WORK INSTRUCTIONS: Work through the following lines and count those that hold the word "page". Reply with that number only.

════════

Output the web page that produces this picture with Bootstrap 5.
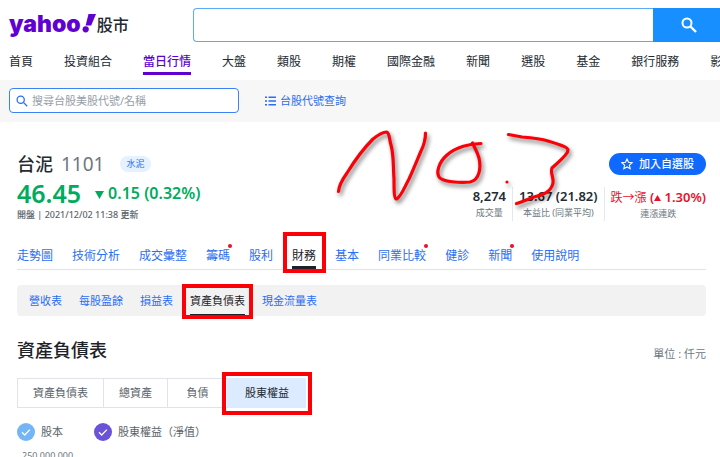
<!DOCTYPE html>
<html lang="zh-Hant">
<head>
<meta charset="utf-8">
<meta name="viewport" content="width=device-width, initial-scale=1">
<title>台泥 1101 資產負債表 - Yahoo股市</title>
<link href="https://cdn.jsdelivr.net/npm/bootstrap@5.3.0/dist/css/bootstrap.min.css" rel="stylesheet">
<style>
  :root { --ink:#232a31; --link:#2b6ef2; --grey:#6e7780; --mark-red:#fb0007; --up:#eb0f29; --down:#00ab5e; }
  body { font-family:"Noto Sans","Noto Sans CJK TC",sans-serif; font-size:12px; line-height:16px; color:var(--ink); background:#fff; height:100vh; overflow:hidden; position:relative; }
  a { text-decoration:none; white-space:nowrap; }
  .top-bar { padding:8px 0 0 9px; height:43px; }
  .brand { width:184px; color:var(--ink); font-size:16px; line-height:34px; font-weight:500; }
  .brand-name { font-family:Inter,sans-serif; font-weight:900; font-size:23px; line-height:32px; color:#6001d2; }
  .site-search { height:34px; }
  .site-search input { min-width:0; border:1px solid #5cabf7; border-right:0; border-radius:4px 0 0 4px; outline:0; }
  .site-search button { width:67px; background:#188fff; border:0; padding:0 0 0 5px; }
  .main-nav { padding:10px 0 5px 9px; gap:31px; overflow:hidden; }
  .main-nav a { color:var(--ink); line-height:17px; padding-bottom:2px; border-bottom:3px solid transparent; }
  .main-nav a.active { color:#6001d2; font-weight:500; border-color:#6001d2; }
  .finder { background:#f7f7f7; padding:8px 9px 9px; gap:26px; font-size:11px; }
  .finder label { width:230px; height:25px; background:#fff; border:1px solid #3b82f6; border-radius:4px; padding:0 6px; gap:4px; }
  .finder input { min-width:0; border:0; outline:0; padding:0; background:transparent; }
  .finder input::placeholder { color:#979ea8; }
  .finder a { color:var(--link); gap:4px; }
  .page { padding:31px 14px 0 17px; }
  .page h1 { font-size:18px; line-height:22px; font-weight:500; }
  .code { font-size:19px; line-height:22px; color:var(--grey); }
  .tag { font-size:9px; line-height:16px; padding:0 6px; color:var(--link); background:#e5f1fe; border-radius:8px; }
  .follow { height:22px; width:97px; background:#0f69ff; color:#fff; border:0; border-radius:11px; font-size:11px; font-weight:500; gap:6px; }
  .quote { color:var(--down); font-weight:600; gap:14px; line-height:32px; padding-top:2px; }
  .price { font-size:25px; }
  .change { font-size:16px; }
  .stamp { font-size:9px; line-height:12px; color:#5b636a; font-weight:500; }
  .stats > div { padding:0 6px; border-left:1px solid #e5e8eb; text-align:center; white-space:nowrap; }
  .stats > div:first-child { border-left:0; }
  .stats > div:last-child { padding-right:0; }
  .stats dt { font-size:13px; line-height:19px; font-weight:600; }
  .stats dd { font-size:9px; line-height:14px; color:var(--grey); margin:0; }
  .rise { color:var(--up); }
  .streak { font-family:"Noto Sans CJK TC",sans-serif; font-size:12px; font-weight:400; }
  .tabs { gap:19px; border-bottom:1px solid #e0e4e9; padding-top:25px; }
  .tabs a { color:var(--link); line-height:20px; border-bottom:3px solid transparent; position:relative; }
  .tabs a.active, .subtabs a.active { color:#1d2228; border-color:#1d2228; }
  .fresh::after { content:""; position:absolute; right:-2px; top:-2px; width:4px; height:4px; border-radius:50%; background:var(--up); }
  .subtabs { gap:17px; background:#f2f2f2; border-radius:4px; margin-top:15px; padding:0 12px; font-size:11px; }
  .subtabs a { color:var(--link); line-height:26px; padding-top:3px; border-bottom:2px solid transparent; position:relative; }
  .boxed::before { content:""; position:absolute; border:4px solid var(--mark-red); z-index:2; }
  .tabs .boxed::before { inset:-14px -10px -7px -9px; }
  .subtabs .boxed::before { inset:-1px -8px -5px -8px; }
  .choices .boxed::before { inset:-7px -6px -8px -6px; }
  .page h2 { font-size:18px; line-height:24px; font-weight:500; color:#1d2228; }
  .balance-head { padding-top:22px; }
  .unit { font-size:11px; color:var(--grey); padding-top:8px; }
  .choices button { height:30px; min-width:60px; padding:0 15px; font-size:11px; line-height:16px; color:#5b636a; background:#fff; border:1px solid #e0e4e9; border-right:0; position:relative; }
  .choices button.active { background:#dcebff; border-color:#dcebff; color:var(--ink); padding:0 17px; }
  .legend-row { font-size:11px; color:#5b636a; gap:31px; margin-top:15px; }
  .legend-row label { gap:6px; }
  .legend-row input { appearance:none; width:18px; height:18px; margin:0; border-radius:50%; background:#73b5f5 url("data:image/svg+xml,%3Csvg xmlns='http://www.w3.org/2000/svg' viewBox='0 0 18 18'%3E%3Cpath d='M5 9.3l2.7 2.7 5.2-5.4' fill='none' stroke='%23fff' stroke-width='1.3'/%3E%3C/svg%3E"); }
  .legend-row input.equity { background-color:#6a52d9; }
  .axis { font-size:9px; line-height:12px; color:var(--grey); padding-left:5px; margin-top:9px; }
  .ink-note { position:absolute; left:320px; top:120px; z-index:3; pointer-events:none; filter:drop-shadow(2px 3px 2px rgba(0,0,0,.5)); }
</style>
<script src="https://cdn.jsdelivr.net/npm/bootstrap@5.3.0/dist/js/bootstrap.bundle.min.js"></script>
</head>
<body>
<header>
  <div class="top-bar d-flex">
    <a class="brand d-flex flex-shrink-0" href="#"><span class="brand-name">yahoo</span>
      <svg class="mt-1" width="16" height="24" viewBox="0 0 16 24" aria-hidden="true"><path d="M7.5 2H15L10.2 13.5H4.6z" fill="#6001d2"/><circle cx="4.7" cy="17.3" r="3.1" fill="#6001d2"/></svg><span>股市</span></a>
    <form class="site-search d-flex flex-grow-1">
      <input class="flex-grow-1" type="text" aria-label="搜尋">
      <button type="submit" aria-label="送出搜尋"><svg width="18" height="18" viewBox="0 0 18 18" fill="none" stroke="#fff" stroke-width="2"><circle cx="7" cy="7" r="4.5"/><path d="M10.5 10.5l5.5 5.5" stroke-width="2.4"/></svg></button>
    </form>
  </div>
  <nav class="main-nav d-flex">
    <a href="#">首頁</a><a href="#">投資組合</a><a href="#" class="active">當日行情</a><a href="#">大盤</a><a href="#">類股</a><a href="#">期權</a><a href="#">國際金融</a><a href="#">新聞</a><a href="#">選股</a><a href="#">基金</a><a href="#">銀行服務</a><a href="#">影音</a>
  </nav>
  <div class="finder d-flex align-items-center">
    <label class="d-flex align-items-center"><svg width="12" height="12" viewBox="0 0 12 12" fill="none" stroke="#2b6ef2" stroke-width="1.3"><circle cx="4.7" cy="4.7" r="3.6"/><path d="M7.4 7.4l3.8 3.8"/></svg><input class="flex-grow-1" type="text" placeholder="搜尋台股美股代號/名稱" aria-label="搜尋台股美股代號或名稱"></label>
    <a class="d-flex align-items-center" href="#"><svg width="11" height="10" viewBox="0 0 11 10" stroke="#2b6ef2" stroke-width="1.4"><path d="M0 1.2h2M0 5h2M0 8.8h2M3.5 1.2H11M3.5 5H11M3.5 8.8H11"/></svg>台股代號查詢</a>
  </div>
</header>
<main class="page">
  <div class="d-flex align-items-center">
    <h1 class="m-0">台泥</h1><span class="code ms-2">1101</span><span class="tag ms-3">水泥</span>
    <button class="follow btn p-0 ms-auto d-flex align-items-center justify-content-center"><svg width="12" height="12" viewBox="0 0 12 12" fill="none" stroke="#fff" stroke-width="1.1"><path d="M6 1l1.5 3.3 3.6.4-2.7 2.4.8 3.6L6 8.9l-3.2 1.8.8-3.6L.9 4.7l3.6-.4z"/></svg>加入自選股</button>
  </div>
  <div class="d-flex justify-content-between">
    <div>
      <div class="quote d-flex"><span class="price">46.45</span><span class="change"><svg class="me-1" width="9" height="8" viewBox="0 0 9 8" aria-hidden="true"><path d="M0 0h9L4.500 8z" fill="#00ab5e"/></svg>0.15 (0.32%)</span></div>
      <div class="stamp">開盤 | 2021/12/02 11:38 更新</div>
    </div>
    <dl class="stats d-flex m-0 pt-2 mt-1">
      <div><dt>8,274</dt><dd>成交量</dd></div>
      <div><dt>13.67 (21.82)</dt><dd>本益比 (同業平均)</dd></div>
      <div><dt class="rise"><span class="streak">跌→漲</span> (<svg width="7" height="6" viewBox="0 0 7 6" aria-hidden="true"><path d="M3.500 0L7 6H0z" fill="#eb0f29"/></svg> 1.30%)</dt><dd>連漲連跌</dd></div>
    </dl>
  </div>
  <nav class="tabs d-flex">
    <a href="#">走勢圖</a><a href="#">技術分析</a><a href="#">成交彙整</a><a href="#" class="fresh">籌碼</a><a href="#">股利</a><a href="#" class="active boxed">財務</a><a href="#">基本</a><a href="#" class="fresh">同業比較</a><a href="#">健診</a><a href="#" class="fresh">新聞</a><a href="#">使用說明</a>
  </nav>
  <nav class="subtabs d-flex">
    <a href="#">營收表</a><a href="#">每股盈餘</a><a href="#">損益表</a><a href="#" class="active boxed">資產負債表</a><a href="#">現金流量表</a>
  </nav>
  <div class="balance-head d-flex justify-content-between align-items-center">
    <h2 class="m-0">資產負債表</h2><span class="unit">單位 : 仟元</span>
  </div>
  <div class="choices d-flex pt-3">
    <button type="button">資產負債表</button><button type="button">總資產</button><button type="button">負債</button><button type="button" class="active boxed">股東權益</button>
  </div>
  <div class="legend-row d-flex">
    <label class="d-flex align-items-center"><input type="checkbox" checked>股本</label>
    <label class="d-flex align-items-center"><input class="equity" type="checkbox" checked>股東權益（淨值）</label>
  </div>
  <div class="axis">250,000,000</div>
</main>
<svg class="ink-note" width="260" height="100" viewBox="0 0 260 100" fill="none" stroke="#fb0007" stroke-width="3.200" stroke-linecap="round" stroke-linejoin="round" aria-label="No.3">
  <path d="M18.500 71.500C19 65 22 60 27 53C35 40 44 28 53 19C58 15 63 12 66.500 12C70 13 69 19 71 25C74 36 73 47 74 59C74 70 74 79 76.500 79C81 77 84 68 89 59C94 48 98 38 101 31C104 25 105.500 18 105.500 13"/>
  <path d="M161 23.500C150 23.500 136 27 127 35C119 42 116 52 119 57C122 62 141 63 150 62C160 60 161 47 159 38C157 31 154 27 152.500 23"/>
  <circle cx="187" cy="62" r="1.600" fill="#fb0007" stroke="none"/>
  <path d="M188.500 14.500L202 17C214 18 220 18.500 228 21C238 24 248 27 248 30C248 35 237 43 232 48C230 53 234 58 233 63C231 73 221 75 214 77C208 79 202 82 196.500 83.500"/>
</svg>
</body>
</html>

════════

FULL ANSWER: 5